SOME LOCAL WORTHIES. 187
On December 5th, 1896, I visited her—a pleasant faced, but feeble old lady—and got from her some very interesting particulars of her life. Her father was James Taylor, who was for many years tenant of the still existing blacksmith's forge at Lingfield, where the old lady in question first saw the light. He committed suicide by hanging himself when his daughter Mary was but four years of age. Mary Taylor first married a Mr. Baker, a carpenter, and gave birth to her first child on November 16th, 1814, before she was 18 years of age. Her second husband was John Neighbour, a tanner, who worked first at Lingfield and then at Ashurst Wood. By her first husband she had four children, not one of whom survived her, and by her second husband seven children.

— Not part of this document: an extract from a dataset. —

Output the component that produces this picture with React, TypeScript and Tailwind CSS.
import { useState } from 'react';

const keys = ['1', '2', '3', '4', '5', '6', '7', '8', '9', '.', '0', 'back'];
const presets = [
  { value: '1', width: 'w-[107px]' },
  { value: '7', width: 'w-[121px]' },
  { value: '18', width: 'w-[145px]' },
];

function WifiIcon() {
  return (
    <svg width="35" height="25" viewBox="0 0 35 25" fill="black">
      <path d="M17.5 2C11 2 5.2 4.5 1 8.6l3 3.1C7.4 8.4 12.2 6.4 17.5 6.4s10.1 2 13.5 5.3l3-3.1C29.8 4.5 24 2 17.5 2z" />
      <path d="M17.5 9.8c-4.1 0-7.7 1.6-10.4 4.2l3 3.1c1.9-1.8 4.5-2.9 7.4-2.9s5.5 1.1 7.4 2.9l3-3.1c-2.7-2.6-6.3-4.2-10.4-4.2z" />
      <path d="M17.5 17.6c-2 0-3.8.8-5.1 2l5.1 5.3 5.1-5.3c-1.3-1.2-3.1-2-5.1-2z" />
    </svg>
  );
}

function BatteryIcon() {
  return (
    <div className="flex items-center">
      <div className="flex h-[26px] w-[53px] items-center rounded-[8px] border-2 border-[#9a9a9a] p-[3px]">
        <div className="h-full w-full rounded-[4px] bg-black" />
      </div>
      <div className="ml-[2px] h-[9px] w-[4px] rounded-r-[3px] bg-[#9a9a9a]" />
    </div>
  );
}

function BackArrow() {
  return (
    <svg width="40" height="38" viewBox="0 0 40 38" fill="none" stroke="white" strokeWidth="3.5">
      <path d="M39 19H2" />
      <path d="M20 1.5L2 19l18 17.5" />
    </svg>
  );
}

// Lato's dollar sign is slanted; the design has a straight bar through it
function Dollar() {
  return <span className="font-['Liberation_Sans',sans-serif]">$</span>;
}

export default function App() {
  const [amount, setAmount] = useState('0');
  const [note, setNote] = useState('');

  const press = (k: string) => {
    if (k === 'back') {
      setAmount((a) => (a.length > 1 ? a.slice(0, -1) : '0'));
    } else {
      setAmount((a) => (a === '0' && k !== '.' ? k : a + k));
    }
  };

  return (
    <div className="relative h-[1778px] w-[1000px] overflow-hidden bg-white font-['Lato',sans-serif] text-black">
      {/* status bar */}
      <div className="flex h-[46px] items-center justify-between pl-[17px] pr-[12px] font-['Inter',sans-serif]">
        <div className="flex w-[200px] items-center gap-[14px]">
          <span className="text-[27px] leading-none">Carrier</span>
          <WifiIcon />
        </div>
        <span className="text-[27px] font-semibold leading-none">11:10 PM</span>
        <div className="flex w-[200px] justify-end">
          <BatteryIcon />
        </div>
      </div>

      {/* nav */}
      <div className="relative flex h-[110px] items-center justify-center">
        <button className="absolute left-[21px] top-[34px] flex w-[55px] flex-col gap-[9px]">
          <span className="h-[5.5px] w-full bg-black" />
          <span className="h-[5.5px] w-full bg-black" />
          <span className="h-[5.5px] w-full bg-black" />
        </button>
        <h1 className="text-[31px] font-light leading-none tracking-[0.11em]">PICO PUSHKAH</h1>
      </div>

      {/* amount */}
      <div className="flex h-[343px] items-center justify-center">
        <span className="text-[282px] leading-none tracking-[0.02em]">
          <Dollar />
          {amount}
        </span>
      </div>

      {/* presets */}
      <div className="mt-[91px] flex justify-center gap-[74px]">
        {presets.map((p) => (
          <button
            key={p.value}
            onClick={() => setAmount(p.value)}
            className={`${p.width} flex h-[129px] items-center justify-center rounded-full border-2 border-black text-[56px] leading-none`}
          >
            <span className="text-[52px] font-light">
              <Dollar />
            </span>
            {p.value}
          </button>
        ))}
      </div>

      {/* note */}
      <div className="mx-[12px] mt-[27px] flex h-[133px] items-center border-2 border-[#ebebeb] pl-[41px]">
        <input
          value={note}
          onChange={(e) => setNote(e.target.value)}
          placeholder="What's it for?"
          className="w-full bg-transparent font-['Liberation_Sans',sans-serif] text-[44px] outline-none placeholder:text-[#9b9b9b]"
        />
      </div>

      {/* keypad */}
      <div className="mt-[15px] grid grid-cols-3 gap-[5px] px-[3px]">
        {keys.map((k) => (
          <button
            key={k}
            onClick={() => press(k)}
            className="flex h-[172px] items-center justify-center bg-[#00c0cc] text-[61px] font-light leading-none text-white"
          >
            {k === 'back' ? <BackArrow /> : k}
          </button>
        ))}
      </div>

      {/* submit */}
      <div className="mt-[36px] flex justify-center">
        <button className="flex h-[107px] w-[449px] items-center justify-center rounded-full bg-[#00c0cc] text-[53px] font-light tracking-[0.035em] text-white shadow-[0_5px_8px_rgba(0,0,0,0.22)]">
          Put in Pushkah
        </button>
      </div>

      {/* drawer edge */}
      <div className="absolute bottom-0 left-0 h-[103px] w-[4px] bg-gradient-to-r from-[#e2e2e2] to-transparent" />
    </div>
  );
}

The chief branches of the family are now the Huggetts, of East Grinstead, holding responsible and honoured positions, one the Clerk to the Guardians, another the Assistant Overseer and Rate Collector, and a third the Parish Sexton and Cemetery Caretaker, and the Inglefields, tradesmen of Westerham and Limpsfield. When she was 100 years old her descendants numbered 303, namely, 11 children, 86 grandchildren, 172 great grandchildren, and 34 great great grandchildren, of whom, at that time, about 200 were living. Before she died, on September 5th, 1897, in her 101st year, the number had been still further increased. Mrs. Neighbour was over 90 before she gave up active work. She used to walk into East Grinstead daily from Ashurst Wood to work as an upholsteress and was very clever indeed at the trade.
SIR EDWARD BLOUNT.
Sir Edward Blount was born on March 14th, 1809, at Bellamour, near Rugeley, Stafford. He was the second son of Mr. Edward Blount, M.P., at one time Member for Steyning in this county, by Frances, daughter of Mr. Francis Wright, of Fitzwalters, Essex. The family trace their origin to the Le Blounds, Counts of Guisnes, in Picardy, the head of whose family accompanied William I. when the Conqueror invaded these islands.